Identification d’une compétence fondamentale (ou distinctive):
Pour PRAHALAD et HAMEL, une compétence est qualifiée de fondamentale si elle passe le test des 4 questions (conditions à respecter pour apporter un avantage concurrentiel)
- Valeur ? Elle doit impérativement créer de la valeur pour le client, qui doit être prêt à acheter. La compétence doit permettre à l’entreprise d’exploiter une opportunité ou de neutraliser une menace. Si ce n’est pas le cas, elle ne présente qu’un intérêt limité pour l’entreprise qui la détient.

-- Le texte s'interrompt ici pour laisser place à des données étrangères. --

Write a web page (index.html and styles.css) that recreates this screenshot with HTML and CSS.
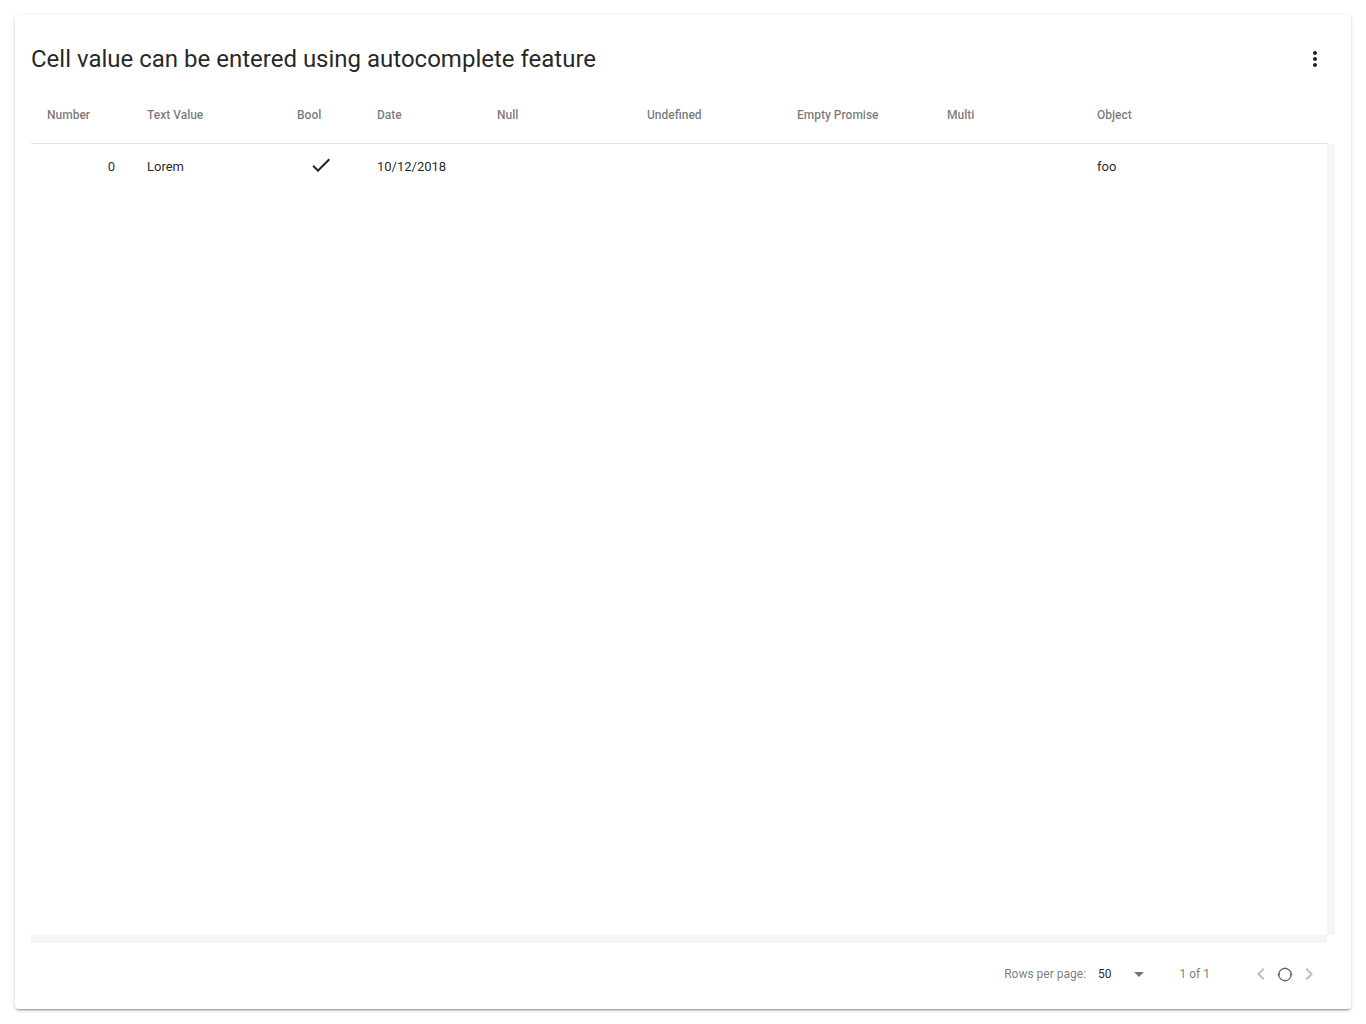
FILE: index.html
```html
<!DOCTYPE html>
<html lang="en">
<head>
<meta charset="utf-8">
<title>Autocomplete table</title>
<link rel="stylesheet" href="styles.css">
</head>
<body>
<div class="card">
  <div class="card-header">
    <h2 class="title">Cell value can be entered using autocomplete feature</h2>
    <button class="icon-btn" aria-label="more">
      <svg viewBox="0 0 24 24" width="24" height="24"><path fill="rgba(0,0,0,0.87)" d="M12 8c1.1 0 2-.9 2-2s-.9-2-2-2-2 .9-2 2 .9 2 2 2zm0 2c-1.1 0-2 .9-2 2s.9 2 2 2 2-.9 2-2-.9-2-2-2zm0 6c-1.1 0-2 .9-2 2s.9 2 2 2 2-.9 2-2-.9-2-2-2z"/></svg>
    </button>
  </div>

  <div class="table-wrap">
    <table class="grid head">
      <colgroup>
        <col class="c100"><col class="c150"><col class="c80"><col class="c120"><col class="c150"><col class="c150"><col class="c150"><col class="c150"><col>
      </colgroup>
      <thead>
        <tr>
          <th>Number</th><th>Text Value</th><th>Bool</th><th>Date</th><th>Null</th><th>Undefined</th><th>Empty Promise</th><th>Multi</th><th>Object</th>
        </tr>
      </thead>
    </table>
    <div class="body-area">
      <div class="body-view">
        <table class="grid body">
          <colgroup>
            <col class="c100"><col class="c150"><col class="c80"><col class="c120"><col class="c150"><col class="c150"><col class="c150"><col class="c150"><col>
          </colgroup>
          <tbody>
            <tr>
              <td class="num">0</td>
              <td>Lorem</td>
              <td class="center"><svg class="check" viewBox="0 0 24 24" width="24" height="24"><path fill="rgba(0,0,0,0.87)" d="M9 16.17L4.83 12l-1.42 1.41L9 19 21 7l-1.41-1.41z"/></svg></td>
              <td>10/12/2018</td>
              <td></td>
              <td></td>
              <td></td>
              <td></td>
              <td>foo</td>
            </tr>
          </tbody>
        </table>
      </div>
      <div class="track-v"></div>
      <div class="track-h"></div>
      <div class="track-corner"></div>
    </div>
  </div>

  <div class="footer">
    <span class="caption">Rows per page:</span>
    <span class="select">50</span>
    <svg class="drop" viewBox="0 0 24 24" width="24" height="24"><path fill="rgba(0,0,0,0.54)" d="M7 10l5 5 5-5z"/></svg>
    <span class="caption dark-cap">1 of 1</span>
    <div class="actions">
      <svg viewBox="0 0 24 24" width="24" height="24"><path fill="rgba(0,0,0,0.26)" d="M15.41 7.41L14 6l-6 6 6 6 1.41-1.41L10.83 12z"/></svg>
      <svg viewBox="0 0 24 24" width="24" height="24"><g fill="none" stroke="#616161" stroke-width="1.3"><circle cx="12" cy="12.5" r="6.2"/></g><g fill="#616161"><circle cx="5.8" cy="12.5" r="1.1"/><circle cx="18.2" cy="12.5" r="1.1"/><circle cx="12" cy="6.3" r="0.9"/><circle cx="12" cy="18.7" r="0.9"/></g></svg>
      <svg viewBox="0 0 24 24" width="24" height="24"><path fill="rgba(0,0,0,0.26)" d="M10 6L8.59 7.41 13.17 12l-4.58 4.59L10 18l6-6z"/></svg>
    </div>
  </div>
</div>
</body>
</html>
```

FILE: styles.css
```css
html, body {
  margin: 0;
  padding: 0;
  background: #fff;
}

body {
  padding: 15px;
  font-family: Roboto, "Liberation Sans", Arial, sans-serif;
  color: rgba(0, 0, 0, 0.87);
}

.card {
  height: 994px;
  display: flex;
  flex-direction: column;
  background: #fff;
  border-radius: 4px;
  box-shadow: 0 3px 1px -2px rgba(0,0,0,0.2), 0 2px 2px 0 rgba(0,0,0,0.14), 0 1px 5px 0 rgba(0,0,0,0.12);
  box-sizing: border-box;
}

.card-header {
  height: 72px;
  box-sizing: border-box;
  padding: 20px 12px 4px 16px;
  display: flex;
  align-items: center;
}

.title {
  flex: 1;
  margin: 0;
  font-size: 24px;
  font-weight: 400;
  line-height: 32px;
  color: rgba(0, 0, 0, 0.87);
  letter-spacing: 0;
}

.icon-btn {
  width: 48px;
  height: 48px;
  padding: 12px;
  border: 0;
  background: transparent;
  border-radius: 50%;
  display: flex;
  align-items: center;
  justify-content: center;
}

.table-wrap {
  flex: 1;
  display: flex;
  flex-direction: column;
  padding-left: 16px;
  padding-right: 16px;
  min-height: 0;
}

.grid {
  width: 1296px;
  table-layout: fixed;
  border-collapse: collapse;
  border-spacing: 0;
}

.c100 { width: 100px; }
.c150 { width: 150px; }
.c80 { width: 80px; }
.c120 { width: 120px; }

.head th {
  height: 56px;
  padding: 0 16px;
  text-align: left;
  font-size: 12px;
  font-weight: 500;
  color: rgba(0, 0, 0, 0.54);
  border-bottom: 1px solid #e0e0e0;
  vertical-align: middle;
  white-space: nowrap;
  box-sizing: border-box;
}

.body-area {
  display: grid;
  grid-template-columns: 1296px 8px;
  grid-template-rows: 791px 8px;
  width: 1304px;
}

.body-view {
  overflow: hidden;
}

.track-v {
  background: #f5f5f5;
}

.track-h {
  background: #f5f5f5;
}

.track-corner {
  background: #fff;
}

.body td {
  height: 46px;
  padding: 0 16px;
  font-size: 13px;
  line-height: 18px;
  color: rgba(0, 0, 0, 0.87);
  vertical-align: middle;
  box-sizing: border-box;
}

.body td.num {
  text-align: right;
}

.body td.center {
  text-align: center;
  padding: 0;
}

.check {
  display: block;
  margin: -3px auto 0;
}

.footer {
  height: 66px;
  box-sizing: border-box;
  padding: 0 30px 4px 0;
  display: flex;
  align-items: center;
  justify-content: flex-end;
}

.caption {
  font-size: 12px;
  color: rgba(0, 0, 0, 0.54);
  line-height: 16px;
}

.select {
  margin-left: 12px;
  font-size: 12px;
  line-height: 16px;
  color: rgba(0, 0, 0, 0.87);
}

.drop {
  display: block;
  margin-left: 15px;
}

.dark-cap {
  margin-left: 29px;
}

.actions {
  display: flex;
  align-items: center;
  margin-left: 39px;
}

.actions svg {
  display: block;
}
```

- Rareté ? Elle ne doit pas être détenue par un grand nombre d’entreprises (un nombre limitée de firmes, idéalement une seule…). Si elle n’est pas unique, elle ne permet pas de creuser l’écart par rapport à la concurrence (ex. Toyota qui a, le Ier, produit avec le zéro défaut, s ‘est construit pour un temps un avantage concurrentiel. Quand cette compétence s’est généralisée à tous les autres acteurs de l’industrie automobile, la rareté a disparu).
- Imitabilité ? Elle doit impérativement être très difficile et coûteuse à imiter par les concurrents. Si elle est rare, mais imitable, elle permet de se distinguer de la concurrence… mais seulement pendant un laps de temps limité. Ce qui suppose qu’on ne puisse pas facilement l’acquérir (d’où la protection par des brevets et déposés, par des secrets de fabrication, des clauses de confidentialité…) De plus, elle ne doit pas être substituable.
- Organisation ? L’entreprise doit être organisée de manière à pouvoir bien l’exploiter, à bien tirer profit du potentiel des compétences.
Elle doit aussi permettre d’accéder à une grande variété de marché.
Les entreprises vont chercher à développer ces compétences distinctives en leur allouant des moyens financiers. Ainsi la société UPS se distingue de ses concurrents par l’efficacité de sa logistique ; Nespresso mise sur son marketing ; Apple concentre ses efforts sur sa R&D ; etc. Afin de toujours détenir une longueur d’avance sur leurs concurrents.
Résumé :
L’analyse de l’environnement global, des forces concurrentielles et du marché permet de dégager les menaces et les opportunités. Les stratégies seront ensuite définies en tenant compte des ressources (humaines, financières et matérielles…) et des compétences que l’entreprise détient ou qu’elle devra acquérir.
Pour réaliser le diagnostic stratégique interne, l’entreprise dispose de différents outils d’analyse. Les outils développés par M. PORTER (la chaîne de valeur en ce qui concerne le diagnostic interne) permettent de faire ressortir les sources d’un avantage concurrentiel pour chaque DAS.
En ce qui concerne plus particulièrement l’approche par les ressources et les compétences (E.T. PENROSE) on distingue d’abord les ressources tangibles (ex : équipements, ressources financières et humaines dans leur dimension quantitative) des ressources intangibles (ex : réputation, image, savoirs et savoir-faire du personnel, savoir organisationnel et managérial, ressources technologiques) puis les compétences générales et distinctives (ou fondamentales) (G. HAMEL et C.K. PRAHALAD), celles-ci pouvant être spécifiques à un domaine d’activité ou plus transversales.
Le diagnostic aboutit systématiquement à une synthèse mettant en évidence les forces et faiblesses de l’entreprise face aux menaces et opportunités de l’environnement.